Al espíritu de servicio se opone el ansia de dominio: la costumbre de imponer a los otros la propia voluntad y el propio modo de ver o de hacer las cosas. En suma, el autoritarismo. A menudo, el que padece la tiranía de estas disposiciones no se da ni la más mínima cuenta de los sufrimientos que provoca, y hasta se queda estupefacto al ver que los otros no dan muestras de apreciar todo su «interés», e incluso se hace la víctima. Una gran parte de los sufrimientos que, en ocasiones, afligen a una familia o a una comunidad se debe a la presencia en ellas de algún espíritu autoritario y despótico que golpea a los otros con botas claveteadas y que, con el pretexto de «servir» a los otros, en realidad «somete» a los otros. Es más que posible que este «alguien» seamos precisamente nosotros.

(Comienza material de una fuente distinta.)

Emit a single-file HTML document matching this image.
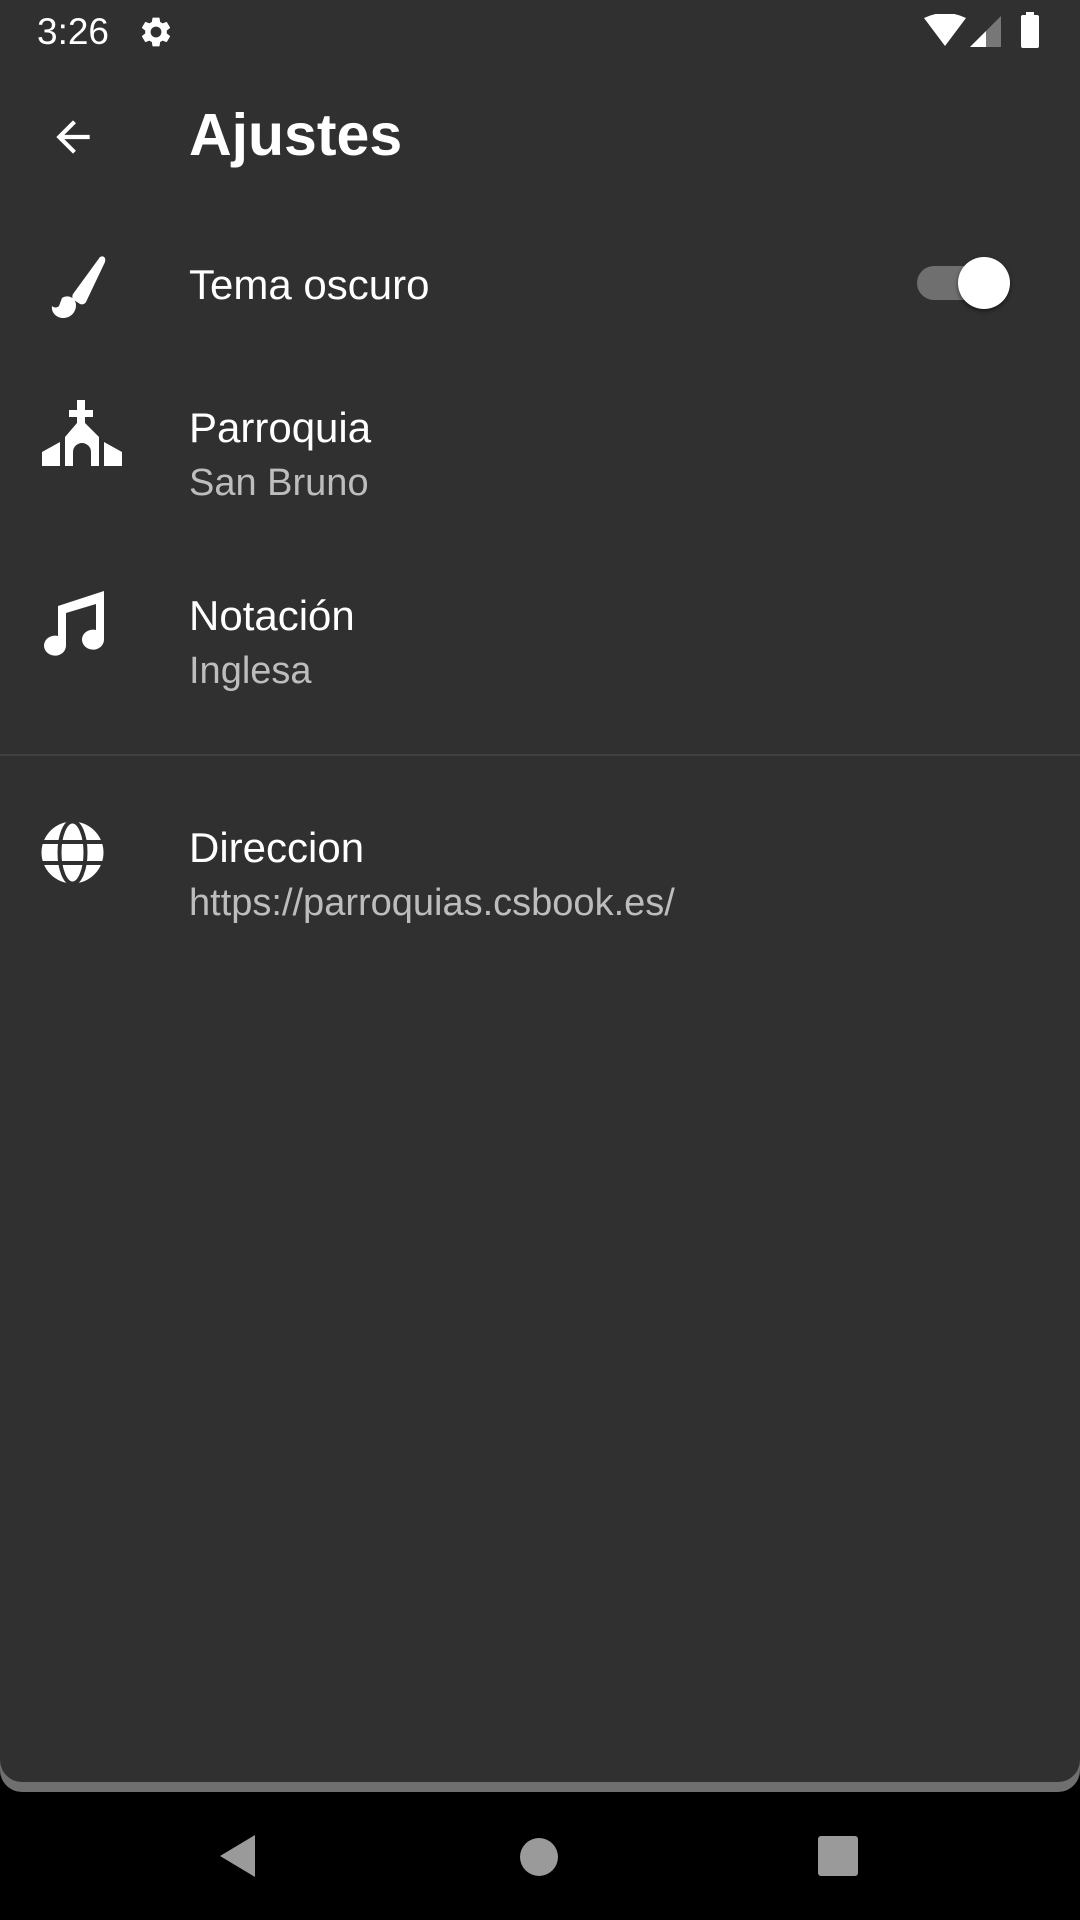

Al espíritu de servicio se opone también, por otra parte, la adhesión exagerada a las propias costumbres y comodidades. En fin, el espíritu de molicie. No puede servir seriamente a los otros quien está siempre atento a contentarse a sí mismo, quien convierte en un ídolo su propio reposo, su tiempo libre, su horario. La regla del servicio sigue siendo siempre la misma: «Cristo no buscó complacerse a sí mismo» (R. Cantalamessa, 1 Misteri di Cristo nella vita Bella Chiesa, Milán 1991, pp. 350-352, passim [edición española: Los misterios de Cristo en la vida de la Iglesia, Edicep, Valencia 1993]).